Priscila Narcio, the president of Here To Stay and DACA recipient, began the club after the success of her similar organization at Chemeketa Community College.

“When I finished at Chemeketa, I planned on creating (a club) once I enrolled at OSU because there was a need for students to have support at a university, and there was nothing like this already created,” Narcio said in an email. “I myself am a DACA recipient, and I know that having a support group for students like myself is helpful because accessing higher education while being undocumented is nearly impossible. Our group is focused on advocating for the undocumented community and fighting for access to higher education.”

Anna Park, the vice president of Here to Stay, spearheaded policy work projects within the university, such as working to change the wording of the sanctuary campus laws.

Customs and Border Patrol tabled at EOP’s non-profit opportunities career fair last term, startling staff and students alike. “Border patrol can be a terrifying organization for people who are undocumented or from mixed-status families because of the connotation,” Park said. “It kept people from going to the event who may have been interested in non-profit work, or who wanted to speak with the companies that were there.” Narcio was concerned and upset by what she saw as a failure of OSU to fulfill its duties as a sanctuary campus.

“OSU claims to be a sanctuary campus; however, the policy is very vague as to who can and cannot be on campus,” Narcio said in an email. “ The message that is sent when CBP is on campus is that undocumented students, DACA recipients and students from mixed-status families and their families are not welcome.”

After speaking with the Career Development Center about not allowing border patrol back, Narcio and Park found that they were planning on tabling again at the spring career fair. In response, they decided to stage a protest.

“We don’t think it’s inclusive or celebrating the diversity that we’re supposed to have on campus, which is in the values of our university,” Park said.

Narcio said Here To Stay threatened with a student-led demonstration to protest CBP being at OSU.

“After the CDC heard about our protest, they contacted CBP to let them know about the student demonstration,” Narcio said in an email. “CBP pulled out of the career fair, which was what we wanted. However, it was not the CDC that told them that they could not come, but was instead the CBP’s choice to remove themselves from the situation.”

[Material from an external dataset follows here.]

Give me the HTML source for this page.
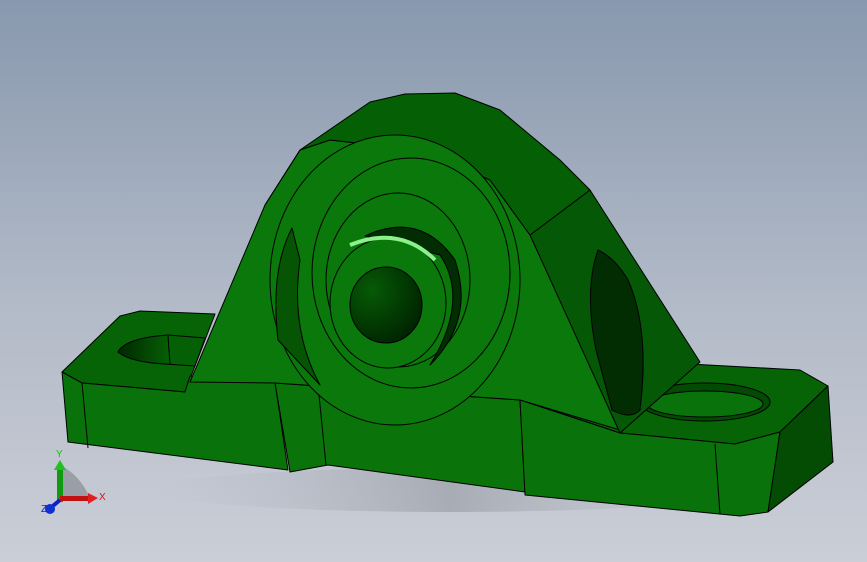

In later interactions with the university, Narcio and Park were told CBP could not be prevented from coming to campus due to the vague wording of the sanctuary campus statements.

Nishihara said the university can’t discriminate a federal agency from participating in the career fair if they meet the criteria for involvement, which CBP does.

“We do have a plan being developed for which employers will be invited to participate in the non-profit fair in the future,” Nishihara said.

To prevent CBP from coming back, the Here To Stay Club has been working on a policy proposal for the sanctuary campus statements.

“After meeting with the CDC, they expressed that they could not change the policy allowing CBP to come to campus due to the unspecificity of the sanctuary campus policy,” Narcio said in an email. “We hope to work with Ed Ray and other administrators to refine this policy and define what it truly means to students for OSU to be a sanctuary campus. We hope to prevent CBP from returning and to ensure that our campus is safe and inclusive for all students.”

Juan Navarro, a graduate student in OSU’s College Student Services Administration Program, is learning about the programs the university has to help its undocumented population.

“The university has had an undocumented student task force that has been made of faculty members and staff from various departments and job titles who come together and create a plan for how to better the experience of undocumented students,” Navarro said. “One of the things they do is they work alongside us students; if we need help writing a proposal, they’ll point us in the right direction for what needs to be in it and who it needs to be presented to, so we can create the best end product.”

Nishihara, who is part of the task force, said she does her best to connect the students with resources once on campus.

“If a student is undocumented but is not DACA, they can’t work, so that’s a big concern. How do we help students find support, how do we coordinate with other offices that are providing support for students, how do we make people more aware of the issues that some of these students face?” Nishihara said. “Everyone has been really understanding so far, everyone’s been really supportive across campus. Unless they’re federally funded, they’re able to support the students, so that’s been really good.”

Navarro is working to determine factors that keep undocumented students in school and on track for graduation.

“My focus is on identifying what successes keep undocumented students here at institutions so we can complete our degrees and become contributing members of society,” Navarro said.